Posted by: Fred | Dec 13, 2004 11:26:33 PM
Once again, I feel the need to ask for clarification. Reading the essay by Professor Goldsmith, I find myself alarmed. What has happened to the presumption of innocence, once touted as a cornerstone of our justice system? It seems unconsionable that a defendent must be expected to prove his innocence! Why would we then ask him to argue mitigating factors during trial? Isn't that paramount to an admission of guilt? It's already horrendous that an innocent man who chooses to testify in his own defense may be sentenced to more time because the PSR (read prosecutor) claims the jury obviously doesn't believe him, therefore he must have lied and that's purjury and that's obstruction of justice. Unthinkable!

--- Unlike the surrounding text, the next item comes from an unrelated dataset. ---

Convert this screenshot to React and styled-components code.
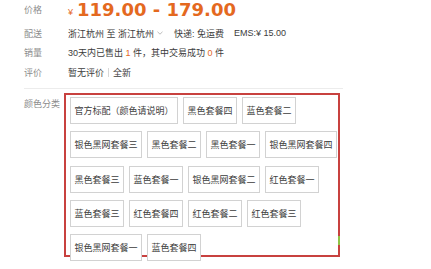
import styled, { createGlobalStyle } from 'styled-components';

const GlobalStyle = createGlobalStyle`
	html, body {
		margin: 0;
		padding: 0;
		background: #fff;
	}
	body {
		width: 431px;
		height: 269px;
		overflow: hidden;
		font-family: 'Liberation Sans', 'Noto Sans CJK SC', sans-serif;
		font-size: 9px;
		color: #3c3c3c;
	}
`;

const skuList = [
	'官方标配（颜色请说明）',
	'黑色套餐四',
	'蓝色套餐二',
	'银色黑网套餐三',
	'黑色套餐二',
	'黑色套餐一',
	'银色黑网套餐四',
	'黑色套餐三',
	'蓝色套餐一',
	'银色黑网套餐二',
	'红色套餐一',
	'蓝色套餐三',
	'红色套餐四',
	'红色套餐二',
	'红色套餐三',
	'银色黑网套餐一',
	'蓝色套餐四',
];

function Chevron() {
	return (
		<svg width="6" height="4" viewBox="0 0 6 4">
			<path d="M0.5 0.8 L3 3.2 L5.5 0.8" fill="none" stroke="#aaa" strokeWidth="0.8" />
		</svg>
	);
}

export default function App() {
	return (
		<>
			<GlobalStyle />
			<Panel>
				<PriceRow>
					<Label>价格</Label>
					<Price>
						<Yen>¥</Yen>
						<Amount>119.00 - 179.00</Amount>
					</Price>
				</PriceRow>

				<InfoRow $first>
					<Label>配送</Label>
					<Value>
						<span>浙江杭州 至 浙江杭州</span>
						<Drop>
							<Chevron />
						</Drop>
						<Gap $w={11}>快递: 免运费</Gap>
						<Gap $w={10}>EMS:¥ 15.00</Gap>
					</Value>
				</InfoRow>
				<InfoRow>
					<Label>销量</Label>
					<Value>
						30天内已售出 <Num>1</Num> 件，其中交易成功 <Num>0</Num> 件
					</Value>
				</InfoRow>
				<InfoRow>
					<Label>评价</Label>
					<Value>
						暂无评价<Sep />全新
					</Value>
				</InfoRow>

				<Divider />

				<SkuRow>
					<SkuLabel>颜色分类</SkuLabel>
					<SkuBox>
						{skuList.map((name) => (
							<SkuItem key={name}>{name}</SkuItem>
						))}
						<Marker />
					</SkuBox>
				</SkuRow>
			</Panel>
		</>
	);
}

const Panel = styled.div`
	width: 319px;
	padding-left: 24px;
	padding-top: 1.5px;
`;

const PriceRow = styled.div`
	display: flex;
	align-items: center;
	height: 16.5px;
`;

const Label = styled.div`
	width: 44px;
	flex-shrink: 0;
	color: #8c8c8c;
`;

const Price = styled.div`
	display: flex;
	align-items: baseline;
	color: #e4691f;
`;

const Yen = styled.span`
	font-size: 9px;
	margin-right: 4px;
	position: relative;
	top: -1px;
`;

const Amount = styled.span`
	font-family: 'DejaVu Sans', Verdana, sans-serif;
	font-weight: bold;
	font-size: 18px;
	line-height: 21px;
`;

const InfoRow = styled.div`
	display: flex;
	align-items: center;
	height: 19.5px;
	margin-top: ${(p) => (p.$first ? '5.5px' : '0')};
`;

const Value = styled.div`
	display: flex;
	align-items: center;
	white-space: pre;
`;

const Drop = styled.span`
	display: inline-flex;
	margin-left: 3px;
`;

const Gap = styled.span`
	margin-left: ${(p) => p.$w}px;
`;

const Num = styled.span`
	color: #e4691f;
`;

const Sep = styled.span`
	display: inline-block;
	width: 1px;
	height: 9px;
	background: #d8d8d8;
	margin: 0 4px;
`;

const Divider = styled.div`
	height: 1px;
	background: #ececec;
	margin-top: 6px;
`;

const SkuRow = styled.div`
	display: flex;
	margin-top: 4px;
`;

const SkuLabel = styled.div`
	width: 39.5px;
	flex-shrink: 0;
	padding-top: 5px;
	line-height: 12px;
	color: #8c8c8c;
`;

const SkuBox = styled.div`
	position: relative;
	box-sizing: border-box;
	width: 276.5px;
	height: 164px;
	border: 2px solid #c8413f;
	padding: 2px 0 0 4.5px;
	display: flex;
	flex-wrap: wrap;
	align-content: flex-start;
	gap: 7.3px 5px;
`;

const SkuItem = styled.div`
	box-sizing: border-box;
	height: 27px;
	line-height: 25px;
	padding: 0 3.5px;
	border: 1px solid #d2d2d2;
	background: #fff;
	color: #3c3c3c;
	white-space: nowrap;
	font-family: 'Noto Sans CJK SC', sans-serif;
`;

const Marker = styled.div`
	position: absolute;
	right: -2px;
	top: 141px;
	width: 2px;
	height: 9px;
	background: #8fc446;
`;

As a lay person, I do NOT understand why our system would encourage yet more of this. The government already is not required to play by the same rules. We effectively treat anyone indicted as if they are already guilty. Our nation condemns other countries for this very type of behavior. Booker/Fanfan seems to me, to be a first step in reclaiming our constitutional rights as the framers intended ... as we teach our children in school. If this is not to be so, then we must change the way we teach our citizens about the constitution, so they have an accurate picture of the significant changes it has undergone, and how very little protection it affords us.
Posted by: Cathy | Dec 13, 2004 11:55:44 PM
We at Center for Equal Rights ("CFER") have our own view of what the Booker/Fanfan opinions will hold. For the reasons explained hereafter, we predict the opinions will provide the following:
1) Initially, it is our position that the decision in Blakely merely clarified that Apprendi was meant to apply to the United States Sentencing Guidelines and not exclusively to criminal statutes. (The term "statutory maximum" is also meant to apply to the guideline maximum" penalty).

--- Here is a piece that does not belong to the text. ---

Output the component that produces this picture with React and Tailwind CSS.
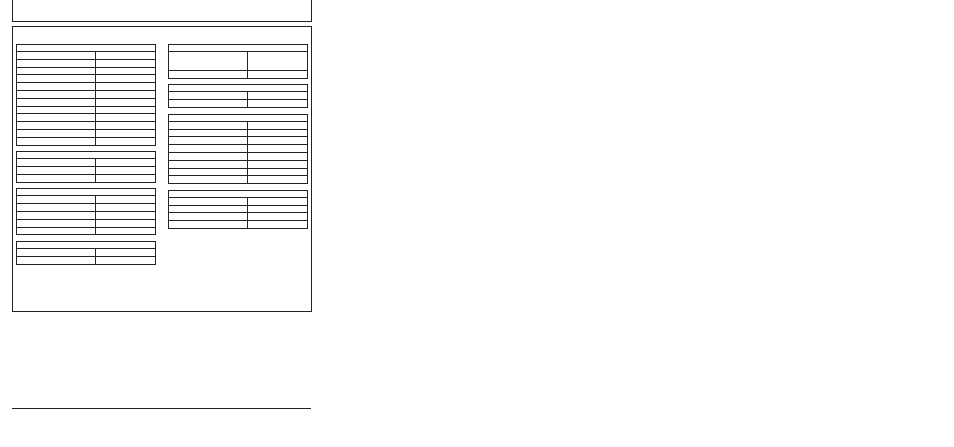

2) The reasoning in paragraph 1 (above) will open a flood gate of relief for those people sentenced under an erroneous view of the Sentencing Guidelines after Apprendi issued, that being June 26, 2000.
3) The reasoning in paragraph 2 is supported by the sound maxim that “when th[e Supreme] Court construes a statute, it is explaining its understanding of what the statute has meant continuously since the date when it became law.” Rivers v. Roadway Express, Inc., 511 U.S. 298, 313, n. 12 (1994). We consider the Guidelines as having the force and effect of statutes.
4) Because Blakely merely clarifies that Apprendi applied to the Guidelines June 26, 2000, we believe that there is no Teague v. Lane, 489 U.S. 288 (1989) problem. Thus the decision in Blakely, did not change the law, it merely explained what Apprendi had meant since it was decided.
5) The Supreme Court will hold that the Guidelines are severable. Thus, the guidelines initial base offense level must be supported by a finding of fact "either admitted" or determined "by a jury beyond a reasonable doubt." This way the Court will save the Guidelines.
6) Other enhancements must be the product of the same burden of proof as in paragraph 5, but they must be "charged in the indictment" to be considered for submission in the sentencing process.
7) The "prior conviction exception" will remain undisturbed, not moved by the Apprendi/Blakely holding. Thus, 4B1.1-4 enhancements are not implicated.
In conclusion, the Guidelines will not be held wholly unconstitutional, but rather subject to greater standards of proof, and severable where appropriate as judged in each individual case. There will, of course, be reform and new commentary. All people sentenced after Apprendi issued will eventually be entitled to some relief (if a valid Apprendi-error even exists). To relieve the courts of thousands of 2255 motions and collateral challenges, the Commission will most likely announce many 1B1.10 Amendments permitting relief under 18 USC Sec. 3582(c).
We welcome your comments or suggestions at CFER:
Center for Equal Rights, Inc.
Ronald L. Humphreys, Director
Posted by: Center for Equal Rights | Dec 14, 2004 12:13:47 AM
From your mouth to God's ear.
Posted by: bob | Dec 14, 2004 12:41:24 AM
Fred asked how the news concerning the Chief Justice would affect Booker/Fanfan. My view is: not very much at all.
The Court announced that the Chief would not participate in decisions from the November session unless his vote were needed to resolve a 4-4 tie. Booker/Fanfan was argued in October, and the Chief was on the bench at that time.
Moreover, most Booker/Fanfan prognosticators do not expect a 4-4 split, in which case the Chief's vote would not be needed to break a tie.